start

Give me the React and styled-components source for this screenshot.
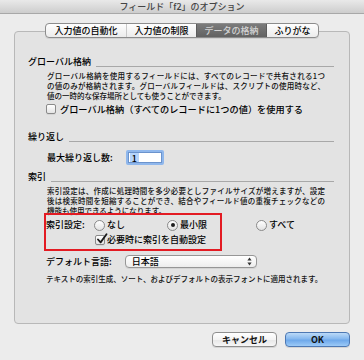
import React from "react";
import styled, { createGlobalStyle, css } from "styled-components";

const GlobalStyle = createGlobalStyle`
  html, body {
    margin: 0;
    padding: 0;
    background: #ececec;
  }
  body {
    font-family: "Noto Sans CJK JP", "Liberation Sans", sans-serif;
    font-weight: 500;
    color: #000;
  }
  * {
    box-sizing: border-box;
  }
`;

const Window = styled.div`
  width: 364px;
  height: 360px;
  display: flex;
  flex-direction: column;
  background: #ececec;
  overflow: hidden;
`;

const TitleBar = styled.div`
  flex: none;
  height: 14px;
  display: flex;
  align-items: center;
  justify-content: center;
  background: linear-gradient(#e9e9e9, #cdcdcd);
  border-bottom: 1px solid #a8a8a8;
  font-size: 9px;
  line-height: 13px;
  color: #444;
`;

const Panel = styled.div`
  flex: none;
  margin: 17px 14px 0;
  height: 293px;
  border: 1px solid #b8b8b8;
  border-radius: 4px;
  background: #e3e3e3;
  display: flex;
  flex-direction: column;
  padding: 0 15px 0 13px;
`;

const TabBar = styled.div`
  align-self: center;
  margin: -9px 0 0 2px;
  display: flex;
  height: 15px;
  border: 1px solid #8c8c8c;
  border-radius: 4px;
  background: linear-gradient(#fefefe, #ececec);
  overflow: hidden;
  box-shadow: 0 1px 0 rgba(0, 0, 0, 0.08);
`;

const Tab = styled.div`
  display: flex;
  align-items: center;
  justify-content: center;
  width: ${(p) => p.$w}px;
  font-size: 9px;
  line-height: 13px;
  color: ${(p) => (p.$active ? "#d4d4d4" : "#000")};
  background: ${(p) =>
    p.$active ? "linear-gradient(#7b7b7b, #626262)" : "transparent"};
  ${(p) =>
    p.$sep &&
    css`
      border-left: 1px solid ${p.$sep === "dark" ? "#5c5c5c" : "#c9c9c9"};
    `}
`;

const SectionHead = styled.div`
  display: flex;
  align-items: flex-end;
  gap: 5px;
  height: 12px;
  margin-top: ${(p) => p.$mt}px;
  font-size: 9px;
  line-height: 12px;
  &::after {
    content: "";
    flex: 1;
    height: 1px;
    margin-bottom: 1px;
    background: #a8a8a8;
  }
`;

const Body = styled.div`
  margin-left: 18px;
  display: flex;
  flex-direction: column;
`;

const Desc = styled.div`
  margin: 3px 0 0 1px;
  width: 278px;
  font-size: 7.5px;
  line-height: 10px;
  color: #111;
`;

const DescLine = styled.div`
  ${(p) =>
    p.$full &&
    css`
      text-align: justify;
      text-align-last: justify;
      text-justify: inter-character;
    `}
`;

const Row = styled.div`
  display: flex;
  align-items: center;
  height: ${(p) => p.$h || 12}px;
  margin-top: ${(p) => p.$mt || 0}px;
  margin-left: ${(p) => p.$ml || 0}px;
  font-size: 9px;
  line-height: 12px;
`;

const Label = styled.span`
  flex: none;
  width: ${(p) => (p.$w ? `${p.$w}px` : "auto")};
  font-size: ${(p) => p.$fs || 9}px;
  margin-left: ${(p) => p.$ml || 0}px;
  white-space: nowrap;
`;

const CheckBox = styled.span`
  position: relative;
  flex: none;
  width: 10px;
  height: 10px;
  border: 1px solid #8a8a8a;
  border-radius: 2px;
  background: linear-gradient(#ffffff, #e4e4e4);
  box-shadow: 0 1px 0 rgba(0, 0, 0, 0.06);
  svg {
    position: absolute;
    left: 0px;
    top: -3px;
  }
`;

const Option = styled.div`
  flex: none;
  display: flex;
  align-items: center;
  width: ${(p) => (p.$w ? `${p.$w}px` : "auto")};
`;

const Radio = styled.span`
  flex: none;
  width: 11px;
  height: 11px;
  border-radius: 50%;
  border: 1px solid #8a8a8a;
  background: linear-gradient(#ffffff, #e2e2e2);
  display: flex;
  align-items: center;
  justify-content: center;
  &::after {
    content: "";
    display: ${(p) => (p.$on ? "block" : "none")};
    width: 4px;
    height: 4px;
    border-radius: 50%;
    background: #1e1e1e;
  }
`;

const NumberField = styled.div`
  flex: none;
  width: 38px;
  height: 15px;
  margin-left: 13px;
  border: 2px solid #8fb7ec;
  border-radius: 2px;
  box-shadow: inset 0 0 0 1px #6b93cc;
  background: #fff;
  padding: 1px 0 1px 2px;
  display: flex;
`;

const Selected = styled.span`
  background: #b5d4fb;
  padding: 0 2px;
  font-size: 9px;
  line-height: 11px;
`;

const IndexBox = styled.div`
  position: relative;
  display: flex;
  flex-direction: column;
`;

const RedFrame = styled.div`
  position: absolute;
  left: -2px;
  top: -3px;
  width: 178px;
  bottom: -5px;
  border: 2px solid #e31b23;
  pointer-events: none;
`;

const Popup = styled.div`
  flex: none;
  width: 132px;
  height: 13px;
  margin-left: 13px;
  border: 1px solid #969696;
  border-radius: 4px;
  background: linear-gradient(#ffffff, #ededed);
  box-shadow: 0 1px 0 rgba(0, 0, 0, 0.07);
  display: flex;
  align-items: center;
  justify-content: space-between;
  padding: 0 4px 0 6px;
  font-size: 9px;
  line-height: 11px;
`;

const Note = styled.div`
  margin-top: 6px;
  font-size: 7.5px;
  line-height: 10px;
  color: #111;
  white-space: nowrap;
`;

const ButtonRow = styled.div`
  display: flex;
  justify-content: flex-end;
  gap: 8px;
  margin: 8px 14px 0 0;
`;

const Button = styled.div`
  width: 65px;
  height: 15px;
  display: flex;
  align-items: center;
  justify-content: center;
  border-radius: 4px;
  font-size: 9px;
  font-weight: 700;
  line-height: 13px;
  color: #111;
  border: 1px solid ${(p) => (p.$primary ? "#4d78b3" : "#8f8f8f")};
  background: ${(p) =>
    p.$primary
      ? "linear-gradient(#bcdaf8 0%, #85b8ef 45%, #6ea8ea 55%, #9ccaf7 100%)"
      : "linear-gradient(#ffffff 0%, #f4f4f4 50%, #e8e8e8 55%, #f6f6f6 100%)"};
  box-shadow: 0 1px 0 rgba(0, 0, 0, 0.1);
`;

function CheckMark() {
  return (
    <svg width="12" height="12" viewBox="0 0 12 12">
      <path
        d="M2 6.5 L4.6 9.4 L10.5 1.2"
        fill="none"
        stroke="#1a1a1a"
        strokeWidth="1.8"
        strokeLinecap="round"
        strokeLinejoin="round"
      />
    </svg>
  );
}

function UpDown() {
  return (
    <svg width="5" height="9" viewBox="0 0 5 9">
      <path d="M2.5 0.5 L4.6 3.5 L0.4 3.5 Z" fill="#333" />
      <path d="M2.5 8.5 L4.6 5.5 L0.4 5.5 Z" fill="#333" />
    </svg>
  );
}

export default function App() {
  return (
    <Window>
      <GlobalStyle />
      <TitleBar>フィールド「f2」のオプション</TitleBar>
      <Panel>
        <TabBar>
          <Tab $w={80}>入力値の自動化</Tab>
          <Tab $w={70} $sep="light">入力値の制限</Tab>
          <Tab $w={70} $sep="dark" $active>
            データの格納
          </Tab>
          <Tab $w={52} $sep="dark">ふりがな</Tab>
        </TabBar>

        <SectionHead $mt={18}>グローバル格納</SectionHead>
        <Body>
          <Desc>
            <DescLine $full>
              グローバル格納を使用するフィールドには、すべてのレコードで共有される1つ
            </DescLine>
            <DescLine $full>
              の値のみが格納されます。グローバルフィールドは、スクリプトの使用時など、
            </DescLine>
            <DescLine>値の一時的な保存場所としても使うことができます。</DescLine>
          </Desc>
          <Row $mt={2}>
            <CheckBox />
            <Label $fs={9.2} $ml={4}>
              グローバル格納（すべてのレコードに1つの値）を使用する
            </Label>
          </Row>
        </Body>

        <SectionHead $mt={16}>繰り返し</SectionHead>
        <Body>
          <Row $mt={7} $h={15} $ml={1}>
            <Label>最大繰り返し数:</Label>
            <NumberField>
              <Selected>1</Selected>
            </NumberField>
          </Row>
        </Body>

        <SectionHead $mt={6}>索引</SectionHead>
        <Body>
          <Desc>
            <DescLine $full>
              索引設定は、作成に処理時間を多少必要としファイルサイズが増えますが、設定
            </DescLine>
            <DescLine $full>
              後は検索時間を短縮することができ、結合やフィールド値の重複チェックなどの
            </DescLine>
            <DescLine>機能も使用できるようになります。</DescLine>
          </Desc>
          <IndexBox>
            <Row $mt={3}>
              <Label $w={48}>索引設定:</Label>
              <Option $w={73}>
                <Radio />
                <Label $ml={2}>なし</Label>
              </Option>
              <Option $w={89}>
                <Radio $on />
                <Label $ml={2}>最小限</Label>
              </Option>
              <Option>
                <Radio />
                <Label $ml={2}>すべて</Label>
              </Option>
            </Row>
            <Row $mt={3} $ml={49}>
              <CheckBox>
                <CheckMark />
              </CheckBox>
              <Label $ml={2}>必要時に索引を自動設定</Label>
            </Row>
            <RedFrame />
          </IndexBox>
          <Row $mt={9} $h={13}>
            <Label>デフォルト言語:</Label>
            <Popup>
              <span>日本語</span>
              <UpDown />
            </Popup>
          </Row>
          <Note>
            テキストの索引生成、ソート、およびデフォルトの表示フォントに適用されます。
          </Note>
        </Body>
      </Panel>
      <ButtonRow>
        <Button>キャンセル</Button>
        <Button $primary>OK</Button>
      </ButtonRow>
    </Window>
  );
}
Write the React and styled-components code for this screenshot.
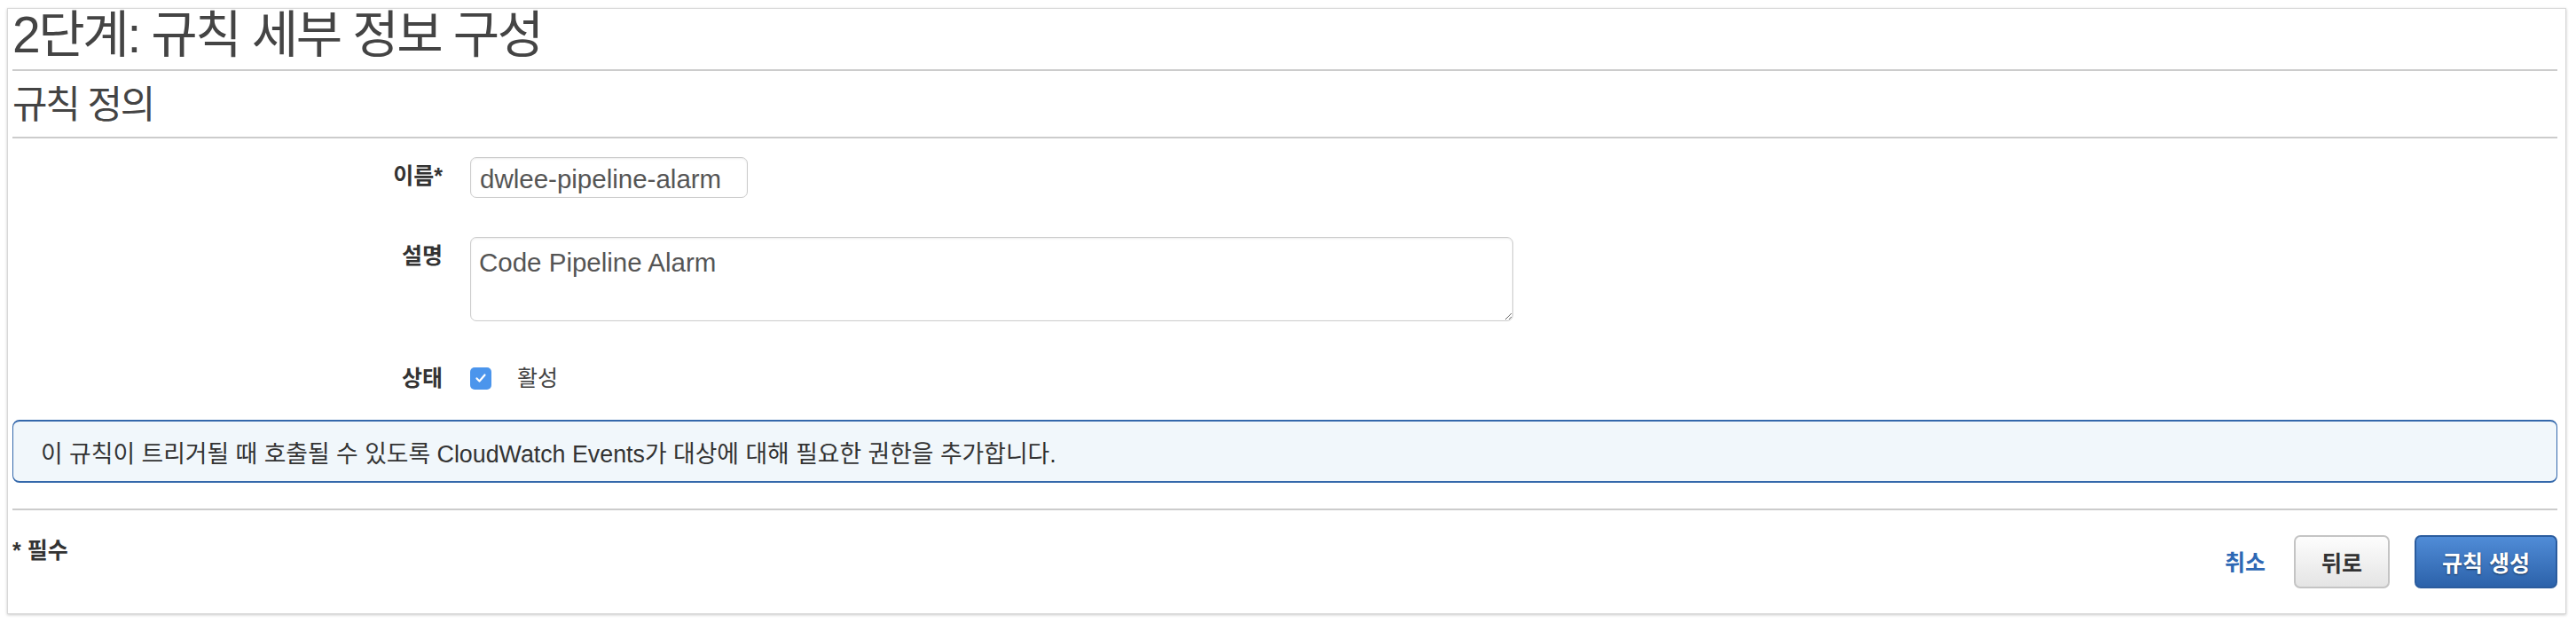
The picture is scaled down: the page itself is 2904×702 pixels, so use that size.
import React from "react";
import styled, { createGlobalStyle } from "styled-components";

const GlobalStyle = createGlobalStyle`
  html, body {
    margin: 0;
    padding: 0;
    background: #ffffff;
  }
  body {
    font-family: "Liberation Sans", "Noto Sans CJK KR", Arial, sans-serif;
    color: #444;
  }
`;

const App = () => {
  return (
    <Page>
      <GlobalStyle />
      <Card>
        <Title>2단계: 규칙 세부 정보 구성</Title>
        <SectionTitle>규칙 정의</SectionTitle>

        <Form>
          <Row $mt={0}>
            <Label $pt={6}>이름*</Label>
            <TextInput defaultValue="dwlee-pipeline-alarm" />
          </Row>
          <Row $mt={44}>
            <Label $pt={6}>설명</Label>
            <TextArea defaultValue="Code Pipeline Alarm" />
          </Row>
          <Row $mt={49} $center>
            <Label $pt={0}>상태</Label>
            <CheckWrap>
              <CheckBox>
                <svg width="16" height="16" viewBox="0 0 16 16">
                  <path d="M3.5 8.4l3 3.1 6-7" fill="none" stroke="#fff" strokeWidth="2.2" strokeLinecap="round" strokeLinejoin="round" />
                </svg>
              </CheckBox>
              <CheckText>활성</CheckText>
            </CheckWrap>
          </Row>
        </Form>

        <Notice>
          이 규칙이 트리거될 때 호출될 수 있도록 CloudWatch Events가 대상에 대해 필요한 권한을 추가합니다.
        </Notice>

        <Footer>
          <Required>* 필수</Required>
          <Actions>
            <CancelLink href="#">취소</CancelLink>
            <Button>뒤로</Button>
            <Button $primary>규칙 생성</Button>
          </Actions>
        </Footer>
      </Card>
    </Page>
  );
};

export default App;

const Page = styled.div`
  height: 702px;
  box-sizing: border-box;
  padding: 9px 11px 10px 8px;
`;

const Card = styled.div`
  height: 100%;
  box-sizing: border-box;
  background: #fff;
  border: 1px solid #d8d8d8;
  box-shadow: 0 1px 3px rgba(0, 0, 0, 0.22);
  padding: 0 9px 0 5px;
`;

const Title = styled.h1`
  margin: 0;
  font-size: 57px;
  font-weight: 400;
  letter-spacing: -2.4px;
  line-height: 58px;
  padding-bottom: 10px;
  border-bottom: 2px solid #cccccc;
  color: #444;
  white-space: nowrap;
`;

const SectionTitle = styled.h2`
  margin: 0;
  font-size: 43px;
  font-weight: 400;
  letter-spacing: -2.2px;
  line-height: 56px;
  padding: 10px 0 8px;
  border-bottom: 2px solid #cccccc;
  color: #444;
`;

const Form = styled.div`
  padding-top: 21px;
`;

const Row = styled.div`
  display: grid;
  grid-template-columns: 485px 1fr;
  column-gap: 31px;
  align-items: ${(p) => (p.$center ? "center" : "start")};
  margin-top: ${(p) => p.$mt}px;
`;

const Label = styled.div`
  text-align: right;
  font-weight: 700;
  font-size: 25px;
  line-height: 30px;
  padding-top: ${(p) => p.$pt}px;
  color: #333;
`;

const TextInput = styled.input`
  width: 313px;
  height: 46px;
  box-sizing: border-box;
  border: 1.5px solid #cccccc;
  border-radius: 7px;
  box-shadow: inset 0 1px 2px rgba(0, 0, 0, 0.08);
  padding: 4px 10px 0;
  font-family: "Liberation Sans", Arial, sans-serif;
  font-size: 29.5px;
  color: #555;
  outline: none;
`;

const TextArea = styled.textarea`
  width: 1176px;
  height: 95px;
  box-sizing: border-box;
  border: 1.5px solid #cccccc;
  border-radius: 7px;
  box-shadow: inset 0 1px 2px rgba(0, 0, 0, 0.08);
  padding: 10px 9px;
  font-family: "Liberation Sans", Arial, sans-serif;
  font-size: 29.5px;
  line-height: 36px;
  color: #555;
  resize: vertical;
  outline: none;
`;

const CheckWrap = styled.div`
  display: flex;
  align-items: center;
`;

const CheckBox = styled.span`
  width: 24px;
  height: 25px;
  border-radius: 5px;
  background: #4b95ec;
  display: flex;
  align-items: center;
  justify-content: center;
`;

const CheckText = styled.span`
  margin-left: 29px;
  font-size: 25px;
  line-height: 30px;
  color: #444;
`;

const Notice = styled.div`
  margin-top: 32px;
  border-style: solid;
  border-color: #3468ab;
  border-width: 2px 1.5px;
  border-radius: 8px;
  background: #f1f7fb;
  padding: 22px 31px 15px;
  font-size: 26.8px;
  line-height: 30px;
  color: #333;
`;

const Footer = styled.div`
  margin-top: 29px;
  border-top: 2px solid #cccccc;
  padding-top: 28px;
  display: flex;
  justify-content: space-between;
  align-items: flex-start;
`;

const Required = styled.div`
  padding-top: 2px;
  font-weight: 700;
  font-size: 25px;
  line-height: 30px;
  color: #333;
`;

const Actions = styled.div`
  display: flex;
  align-items: center;
  gap: 28px;
`;

const CancelLink = styled.a`
  margin-right: 4px;
  padding-top: 2px;
  font-weight: 700;
  font-size: 25px;
  line-height: 30px;
  color: #2e68b4;
  text-decoration: none;
`;

const Button = styled.button`
  height: 60px;
  box-sizing: border-box;
  padding: 0 29px;
  border-radius: 7px;
  font-family: "Liberation Sans", "Noto Sans CJK KR", Arial, sans-serif;
  font-weight: 700;
  font-size: 25px;
  cursor: pointer;
  border: 2px solid ${(p) => (p.$primary ? "#2b5c9e" : "#c4c4c4")};
  background: ${(p) =>
    p.$primary
      ? "linear-gradient(#508cd7, #2c62aa)"
      : "linear-gradient(#fdfdfd, #e4e4e4)"};
  color: ${(p) => (p.$primary ? "#fff" : "#333")};
  text-shadow: ${(p) => (p.$primary ? "0 1px 2px rgba(0, 0, 0, 0.55)" : "none")};
`;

end

#### Given task:
Repeat exactly the lines from the one containing "The picture is" to the one containing "<SectionTitle>", both lines included, and nothing else.

#### Task result:
The picture is scaled down: the page itself is 2904×702 pixels, so use that size.
import React from "react";
import styled, { createGlobalStyle } from "styled-components";

const GlobalStyle = createGlobalStyle`
  html, body {
    margin: 0;
    padding: 0;
    background: #ffffff;
  }
  body {
    font-family: "Liberation Sans", "Noto Sans CJK KR", Arial, sans-serif;
    color: #444;
  }
`;

const App = () => {
  return (
    <Page>
      <GlobalStyle />
      <Card>
        <Title>2단계: 규칙 세부 정보 구성</Title>
        <SectionTitle>규칙 정의</SectionTitle>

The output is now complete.